■ **Set exercise**
Copy each line exactly. Drop every picture.

■ **Dataset extract**
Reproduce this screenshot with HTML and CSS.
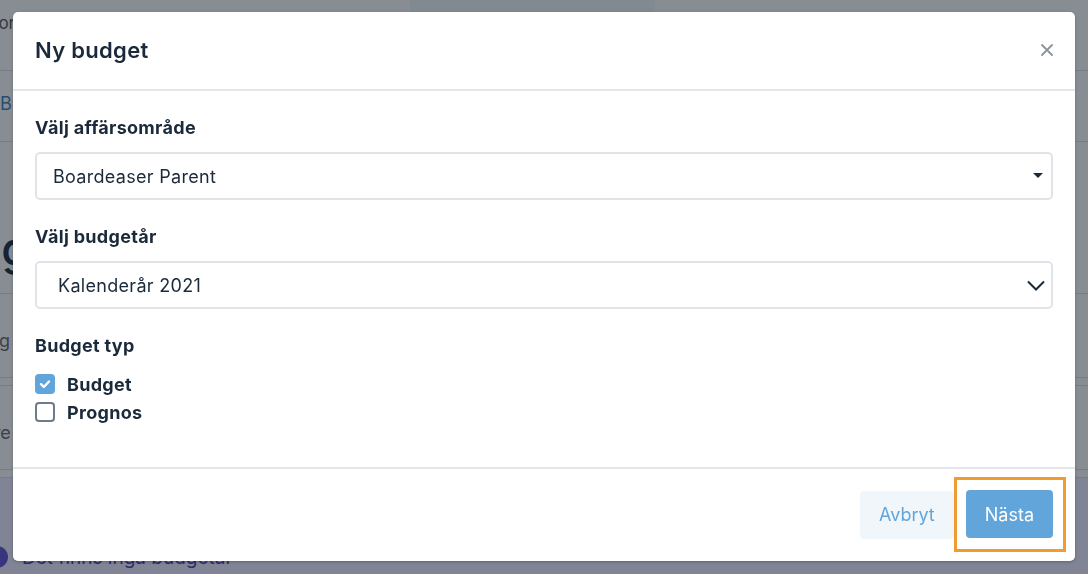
FILE: index.html
```html
<!DOCTYPE html>
<html lang="sv">
<head>
    <meta charset="UTF-8">
    <meta name="viewport" content="width=device-width, initial-scale=1.0">
    <title>Budgetar</title>
    <link rel="stylesheet" href="styles.css">
</head>
<body>
    <div class="page">
        <div class="topnav">
            <span class="nav-item">Kontor</span>
            <span class="nav-item active"></span>
        </div>
        <div class="crumbs"><a href="#">Bu</a></div>
        <div class="heading">
            <h2>Bg</h2>
        </div>
        <div class="row">dg</div>
        <div class="row-gap"></div>
        <div class="row">tre</div>
        <div class="row-gap"></div>
        <div class="alert">
            <span class="alert-dot"></span>
            <span>Det finns inga budgetar</span>
        </div>
    </div>

    <div class="backdrop">
        <div class="modal">
            <div class="modal-header">
                <h3>Ny budget</h3>
                <button class="close" aria-label="Stäng">
                    <svg width="12" height="12" viewBox="0 0 12 12"><path d="M1 1 L11 11 M11 1 L1 11" stroke="#8c939b" stroke-width="1.8" stroke-linecap="round"/></svg>
                </button>
            </div>

            <div class="modal-body">
                <label class="field-label">Välj affärsområde</label>
                <div class="select select-search">
                    <span>Boardeaser Parent</span>
                    <svg width="10" height="6" viewBox="0 0 10 6"><path d="M0 0 H10 L5 5 Z" fill="#1b2a3a"/></svg>
                </div>

                <label class="field-label">Välj budgetår</label>
                <div class="select select-native">
                    <span>Kalenderår 2021</span>
                    <svg width="18" height="11" viewBox="0 0 18 11"><path d="M1 1.5 L9 9.5 L17 1.5" fill="none" stroke="#1b2a3a" stroke-width="2"/></svg>
                </div>

                <label class="field-label">Budget typ</label>
                <div class="check">
                    <span class="box checked">
                        <svg width="12" height="10" viewBox="0 0 12 10"><path d="M2 5.2 L4.8 8 L10 2.5" fill="none" stroke="#fff" stroke-width="2.4" stroke-linecap="round" stroke-linejoin="round"/></svg>
                    </span>
                    <span>Budget</span>
                </div>
                <div class="check">
                    <span class="box"></span>
                    <span>Prognos</span>
                </div>
            </div>

            <div class="modal-footer">
                <button class="btn btn-light">Avbryt</button>
                <span class="focus-ring">
                    <button class="btn btn-primary">Nästa</button>
                </span>
            </div>
        </div>
    </div>
</body>
</html>
```

FILE: styles.css
```css
* {
    box-sizing: border-box;
}
body {
    margin: 0;
    font-family: Inter, "Noto Sans", sans-serif;
    color: #1b2a3a;
    background-color: #fff;
    overflow: hidden;
}

/* page under the dialog */
.page {
    height: 574px;
}
.topnav {
    height: 71px;
    display: flex;
    border-bottom: 1px solid #d9dee4;
    font-size: 17px;
    color: #555;
}
.nav-item {
    padding-top: 13px;
    width: 448px;
    margin-left: -38px;
}
.nav-item.active {
    width: 245px;
    margin-left: 0;
    height: 12px;
    background-color: #eef8f6;
}
.crumbs {
    height: 71px;
    padding-top: 22px;
    border-bottom: 1px solid #d9dee4;
    font-size: 18px;
}
.crumbs a {
    color: #3d7fc0;
    text-decoration: none;
}
.heading {
    height: 152px;
    border-bottom: 1px solid #d9dee4;
}
.heading h2 {
    margin: 0 0 0 -29px;
    padding-top: 78px;
    font-size: 46px;
    font-weight: 500;
}
.row {
    height: 84px;
    padding-top: 36px;
    margin-left: -12px;
    border-bottom: 1px solid #d9dee4;
    font-size: 18px;
    color: #666;
}
.row-gap {
    height: 8px;
    border-bottom: 1px solid #d9dee4;
}
.alert {
    height: 100px;
    padding: 68px 0 0 0;
    margin-left: -14px;
    background-color: #eeecff;
    display: flex;
    gap: 14px;
    font-size: 19px;
    color: #4b3fb0;
}
.alert-dot {
    width: 22px;
    height: 22px;
    border-radius: 50%;
    background-color: #5b4fd0;
}

/* dialog */
.backdrop {
    position: fixed;
    inset: 0;
    background-color: rgba(17, 27, 41, 0.5);
    padding: 12px 13px;
}
.modal {
    background-color: #fff;
    border-radius: 5px;
    box-shadow: 0 1px 3px rgba(0, 0, 0, 0.25);
    height: 549px;
    display: flex;
    flex-direction: column;
    letter-spacing: 0.3px;
}
.modal-header {
    display: flex;
    align-items: center;
    justify-content: space-between;
    padding: 21px 22px 22px;
    border-bottom: 2px solid #e3e6ea;
}
.modal-header h3 {
    margin: 0;
    font-size: 22px;
    line-height: 34px;
    font-weight: 600;
}
.close {
    border: none;
    background: none;
    padding: 0;
    display: flex;
    cursor: pointer;
}
.modal-body {
    padding: 25px 22px 41px;
    display: flex;
    flex-direction: column;
    border-bottom: 2px solid #e3e6ea;
}
.field-label {
    font-size: 18px;
    font-weight: 700;
    line-height: 24px;
    margin-bottom: 12px;
}
.select {
    height: 48px;
    border: 2px solid #e0e4e8;
    border-radius: 5px;
    display: flex;
    align-items: center;
    justify-content: space-between;
    font-size: 18px;
    margin-bottom: 25px;
}
.select-search {
    padding: 0 8px 0 16px;
}
.select-native {
    padding: 0 6px 0 21px;
}
.check {
    display: flex;
    align-items: center;
    gap: 12px;
    height: 28px;
    font-size: 18px;
    font-weight: 700;
}
.box {
    width: 20px;
    height: 20px;
    border: 2px solid #6d7b8a;
    border-radius: 4px;
    display: flex;
    align-items: center;
    justify-content: center;
}
.box.checked {
    border: none;
    background-color: #62a5da;
}
.modal-footer {
    display: flex;
    justify-content: flex-end;
    align-items: center;
    padding: 8px 9px 9px;
}
.focus-ring {
    display: flex;
    padding: 10px 10px 11px 9px;
    border: 3px solid #f29b33;
}
.btn {
    height: 48px;
    padding: 0 19px;
    border: none;
    border-radius: 4px;
    font-family: inherit;
    font-size: 18px;
    letter-spacing: 0;
    cursor: pointer;
}
.btn-light {
    background-color: #f1f6fb;
    color: #62a5da;
}
.btn-primary {
    background-color: #62a5da;
    color: #fff;
}
```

■ **Solution for this task**
Reproduce this screenshot with HTML and CSS.
FILE: index.html
```html
<!DOCTYPE html>
<html lang="sv">
<head>
    <meta charset="UTF-8">
    <meta name="viewport" content="width=device-width, initial-scale=1.0">
    <title>Budgetar</title>
    <link rel="stylesheet" href="styles.css">
</head>
<body>
    <div class="page">
        <div class="topnav">
            <span class="nav-item">Kontor</span>
            <span class="nav-item active"></span>
        </div>
        <div class="crumbs"><a href="#">Bu</a></div>
        <div class="heading">
            <h2>Bg</h2>
        </div>
        <div class="row">dg</div>
        <div class="row-gap"></div>
        <div class="row">tre</div>
        <div class="row-gap"></div>
        <div class="alert">
            <span class="alert-dot"></span>
            <span>Det finns inga budgetar</span>
        </div>
    </div>

    <div class="backdrop">
        <div class="modal">
            <div class="modal-header">
                <h3>Ny budget</h3>
                <button class="close" aria-label="Stäng">
                    <svg width="12" height="12" viewBox="0 0 12 12"><path d="M1 1 L11 11 M11 1 L1 11" stroke="#8c939b" stroke-width="1.8" stroke-linecap="round"/></svg>
                </button>
            </div>

            <div class="modal-body">
                <label class="field-label">Välj affärsområde</label>
                <div class="select select-search">
                    <span>Boardeaser Parent</span>
                    <svg width="10" height="6" viewBox="0 0 10 6"><path d="M0 0 H10 L5 5 Z" fill="#1b2a3a"/></svg>
                </div>

                <label class="field-label">Välj budgetår</label>
                <div class="select select-native">
                    <span>Kalenderår 2021</span>
                    <svg width="18" height="11" viewBox="0 0 18 11"><path d="M1 1.5 L9 9.5 L17 1.5" fill="none" stroke="#1b2a3a" stroke-width="2"/></svg>
                </div>

                <label class="field-label">Budget typ</label>
                <div class="check">
                    <span class="box checked">
                        <svg width="12" height="10" viewBox="0 0 12 10"><path d="M2 5.2 L4.8 8 L10 2.5" fill="none" stroke="#fff" stroke-width="2.4" stroke-linecap="round" stroke-linejoin="round"/></svg>
                    </span>
                    <span>Budget</span>
                </div>
                <div class="check">
                    <span class="box"></span>
                    <span>Prognos</span>
                </div>
            </div>

            <div class="modal-footer">
                <button class="btn btn-light">Avbryt</button>
                <span class="focus-ring">
                    <button class="btn btn-primary">Nästa</button>
                </span>
            </div>
        </div>
    </div>
</body>
</html>
```

FILE: styles.css
```css
* {
    box-sizing: border-box;
}
body {
    margin: 0;
    font-family: Inter, "Noto Sans", sans-serif;
    color: #1b2a3a;
    background-color: #fff;
    overflow: hidden;
}

/* page under the dialog */
.page {
    height: 574px;
}
.topnav {
    height: 71px;
    display: flex;
    border-bottom: 1px solid #d9dee4;
    font-size: 17px;
    color: #555;
}
.nav-item {
    padding-top: 13px;
    width: 448px;
    margin-left: -38px;
}
.nav-item.active {
    width: 245px;
    margin-left: 0;
    height: 12px;
    background-color: #eef8f6;
}
.crumbs {
    height: 71px;
    padding-top: 22px;
    border-bottom: 1px solid #d9dee4;
    font-size: 18px;
}
.crumbs a {
    color: #3d7fc0;
    text-decoration: none;
}
.heading {
    height: 152px;
    border-bottom: 1px solid #d9dee4;
}
.heading h2 {
    margin: 0 0 0 -29px;
    padding-top: 78px;
    font-size: 46px;
    font-weight: 500;
}
.row {
    height: 84px;
    padding-top: 36px;
    margin-left: -12px;
    border-bottom: 1px solid #d9dee4;
    font-size: 18px;
    color: #666;
}
.row-gap {
    height: 8px;
    border-bottom: 1px solid #d9dee4;
}
.alert {
    height: 100px;
    padding: 68px 0 0 0;
    margin-left: -14px;
    background-color: #eeecff;
    display: flex;
    gap: 14px;
    font-size: 19px;
    color: #4b3fb0;
}
.alert-dot {
    width: 22px;
    height: 22px;
    border-radius: 50%;
    background-color: #5b4fd0;
}

/* dialog */
.backdrop {
    position: fixed;
    inset: 0;
    background-color: rgba(17, 27, 41, 0.5);
    padding: 12px 13px;
}
.modal {
    background-color: #fff;
    border-radius: 5px;
    box-shadow: 0 1px 3px rgba(0, 0, 0, 0.25);
    height: 549px;
    display: flex;
    flex-direction: column;
    letter-spacing: 0.3px;
}
.modal-header {
    display: flex;
    align-items: center;
    justify-content: space-between;
    padding: 21px 22px 22px;
    border-bottom: 2px solid #e3e6ea;
}
.modal-header h3 {
    margin: 0;
    font-size: 22px;
    line-height: 34px;
    font-weight: 600;
}
.close {
    border: none;
    background: none;
    padding: 0;
    display: flex;
    cursor: pointer;
}
.modal-body {
    padding: 25px 22px 41px;
    display: flex;
    flex-direction: column;
    border-bottom: 2px solid #e3e6ea;
}
.field-label {
    font-size: 18px;
    font-weight: 700;
    line-height: 24px;
    margin-bottom: 12px;
}
.select {
    height: 48px;
    border: 2px solid #e0e4e8;
    border-radius: 5px;
    display: flex;
    align-items: center;
    justify-content: space-between;
    font-size: 18px;
    margin-bottom: 25px;
}
.select-search {
    padding: 0 8px 0 16px;
}
.select-native {
    padding: 0 6px 0 21px;
}
.check {
    display: flex;
    align-items: center;
    gap: 12px;
    height: 28px;
    font-size: 18px;
    font-weight: 700;
}
.box {
    width: 20px;
    height: 20px;
    border: 2px solid #6d7b8a;
    border-radius: 4px;
    display: flex;
    align-items: center;
    justify-content: center;
}
.box.checked {
    border: none;
    background-color: #62a5da;
}
.modal-footer {
    display: flex;
    justify-content: flex-end;
    align-items: center;
    padding: 8px 9px 9px;
}
.focus-ring {
    display: flex;
    padding: 10px 10px 11px 9px;
    border: 3px solid #f29b33;
}
.btn {
    height: 48px;
    padding: 0 19px;
    border: none;
    border-radius: 4px;
    font-family: inherit;
    font-size: 18px;
    letter-spacing: 0;
    cursor: pointer;
}
.btn-light {
    background-color: #f1f6fb;
    color: #62a5da;
}
.btn-primary {
    background-color: #62a5da;
    color: #fff;
}
```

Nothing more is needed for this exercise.